Krisis ekonomi yang sedang berlangsung di kedua negara juga menjadi faktor utama. Mesir sedang menghadapi tekanan inflasi tinggi dan utang luar negeri yang membengkak, sementara Yordania bergantung pada bantuan luar negeri untuk mempertahankan stabilitas ekonominya. Kedua negara khawatir bahwa gelombang pengungsi baru akan semakin membebani perekonomian mereka.
Kekhawatiran terhadap Rencana Israel
Melansir
PBS, banyak negara Arab melihat rencana pemindahan warga Gaza sebagai bagian dari upaya Israel untuk mengubah komposisi demografi di Palestina. Presiden Sisi menuduh bahwa pemindahan ini bertujuan untuk "menghilangkan masalah Palestina dari peta politik" dengan cara memaksa eksodus massal.
Para pemimpin Arab mencurigai bahwa Israel ingin menghindari tanggung jawabnya terhadap warga Palestina dan menggunakan pemindahan ini untuk memperkuat kontrolnya atas Gaza. Melansir
PBS, kecurigaan ini semakin diperkuat oleh meningkatnya retorika dari beberapa pejabat sayap kanan Israel yang menyarankan bahwa Gaza sebaiknya dikosongkan dari warga Palestina.
Melansir
Euro-Med Human Rights Monitor, tekanan dari pemerintahan Trump untuk memindahkan warga Gaza ke Mesir dan Yordania dianggap sebagai dukungan eksplisit terhadap kebijakan Israel, yang dinilai sebagai bentuk kejahatan genosida.

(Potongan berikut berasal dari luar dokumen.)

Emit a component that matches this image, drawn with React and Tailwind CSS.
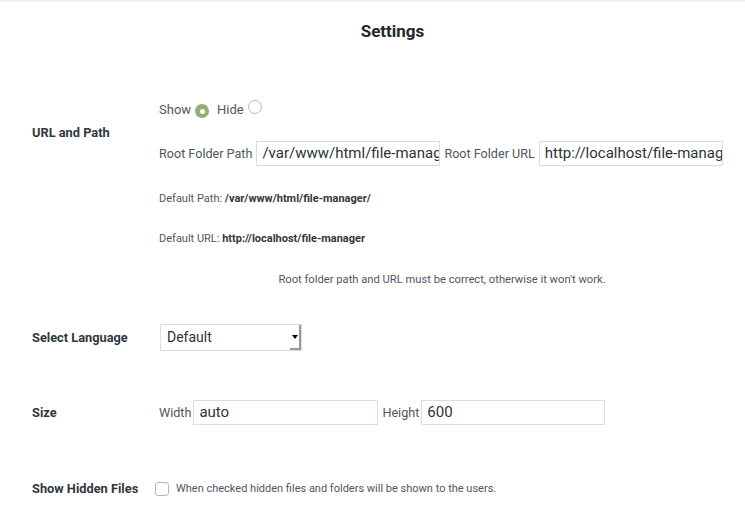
import React from "react";

const font = { fontFamily: "Roboto, 'Noto Sans', sans-serif" };

function Radio({ checked }) {
  return checked ? (
    <span className="inline-flex h-[14px] w-[14px] items-center justify-center rounded-full bg-[#8fb070]">
      <span className="h-[5px] w-[5px] rounded-full bg-white" />
    </span>
  ) : (
    <span className="inline-block h-[14px] w-[14px] rounded-full border border-[#b4b9be] bg-white" />
  );
}

function TextInput({ value, w }) {
  return (
    <div
      className={`flex h-[25px] shrink-0 items-center overflow-hidden whitespace-nowrap border border-[#dddddd] bg-white pl-[5px] text-[15px] text-[#2c3338] ${w}`}
    >
      {value}
    </div>
  );
}

export default function App() {
  return (
    <div className="min-h-[519px] w-[745px] bg-white" style={font}>
      <div className="h-[2px] bg-[#f0f0f1]" />
      <h1 className="mt-[19px] pl-[40px] text-center text-[17px] font-bold leading-[20px] text-[#23282d]">
        Settings
      </h1>

      <div className="pl-[32px] pr-[21px] text-[#50575e]">
        {/* URL and Path */}
        <div className="mt-[59px] flex">
          <div className="w-[127px] shrink-0 whitespace-nowrap pt-[25px] text-[12.8px] font-bold leading-[16px] text-[#32373c]">
            URL and Path
          </div>
          <div className="flex-1">
            <div className="flex h-[18px] items-center pt-[1px] text-[13px]">
              <span>Show</span>
              <span className="ml-[4px]"><Radio checked /></span>
              <span className="ml-[8px]">Hide</span>
              <span className="ml-[4px]"><Radio /></span>
            </div>
            <div className="mt-[23px] flex items-center whitespace-nowrap text-[12.6px]">
              <span className="pt-[1px]">Root Folder Path</span>
              <span className="ml-[4px]">
                <TextInput value="/var/www/html/file-manager/" w="w-[184px]" />
              </span>
              <span className="ml-[4px] pt-[1px]">Root Folder URL</span>
              <span className="ml-[4px]">
                <TextInput value="http://localhost/file-manager" w="w-[184px]" />
              </span>
            </div>
            <div className="mt-[25px] text-[11px] leading-[16px]">
              Default Path: <b className="text-[#32373c]">/var/www/html/file-manager/</b>
            </div>
            <div className="mt-[24px] text-[11px] leading-[16px]">
              Default URL: <b className="text-[#32373c]">http://localhost/file-manager</b>
            </div>
            <div className="mt-[25px] pl-[1px] text-center text-[11.2px] leading-[16px]">
              Root folder path and URL must be correct, otherwise it won't work.
            </div>
          </div>
        </div>

        {/* Select Language */}
        <div className="mt-[36px] flex items-center">
          <div className="w-[127px] shrink-0 whitespace-nowrap text-[12.8px] font-bold leading-[16px] text-[#32373c]">
            Select Language
          </div>
          <div className="ml-[1px] flex h-[27px] w-[142px] items-center border border-[#dddddd] bg-white">
            <span className="flex-1 pl-[6px] text-[14px] text-[#2c3338]">Default</span>
            <span className="relative flex h-full w-[11px] items-center justify-center border-r-2 border-b-2 border-[#9a9a9a]">
              <span className="h-0 w-0 border-x-[3px] border-t-[4px] border-x-transparent border-t-black" />
            </span>
          </div>
        </div>

        {/* Size */}
        <div className="mt-[49px] flex items-center">
          <div className="w-[127px] shrink-0 whitespace-nowrap text-[12.8px] font-bold leading-[16px] text-[#32373c]">
            Size
          </div>
          <div className="flex items-center whitespace-nowrap text-[12.6px]">
            <span className="pt-[2px]">Width</span>
            <span className="ml-[2px]">
              <TextInput value="auto" w="w-[185px]" />
            </span>
            <span className="ml-[4px] pt-[2px]">Height</span>
            <span className="ml-[2px]">
              <TextInput value="600" w="w-[184px]" />
            </span>
          </div>
        </div>

        {/* Show Hidden Files */}
        <div className="mt-[56px] flex items-center">
          <div className="w-[123px] shrink-0 whitespace-nowrap text-[12.8px] font-bold leading-[16px] text-[#32373c]">
            Show Hidden Files
          </div>
          <span className="inline-block h-[14px] w-[14px] shrink-0 rounded-[3px] border border-[#b4b9be] bg-white" />
          <span className="ml-[7px] whitespace-nowrap text-[11px] leading-[16px]">
            When checked hidden files and folders will be shown to the users.
          </span>
        </div>
      </div>
    </div>
  );
}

Organisasi ini menegaskan bahwa rencana pemindahan tersebut merupakan pelanggaran terang-terangan terhadap Konvensi Jenewa Keempat dan hak warga Palestina untuk tetap berada di tanah mereka sendiri.
Penolakan negara-negara Arab untuk menerima pengungsi dari Gaza bukan hanya didasarkan pada pertimbangan kemanusiaan, tetapi juga terkait dengan sejarah panjang pengungsian Palestina, dampak politik dan keamanan, serta tekanan ekonomi yang mereka hadapi.
Selain itu, banyak pemimpin Arab percaya bahwa menerima pengungsi Gaza akan berarti mengakui kemenangan Israel dalam mengubah realitas demografi dan politik di wilayah tersebut.
Meskipun ada tekanan dari AS, Mesir dan Yordania tetap teguh pada pendirian mereka bahwa warga Palestina harus tetap berada di tanah mereka sendiri. Dengan situasi yang masih berkembang, nasib pengungsi Gaza masih menjadi salah satu isu paling sensitif dalam politik Timur Tengah saat ini.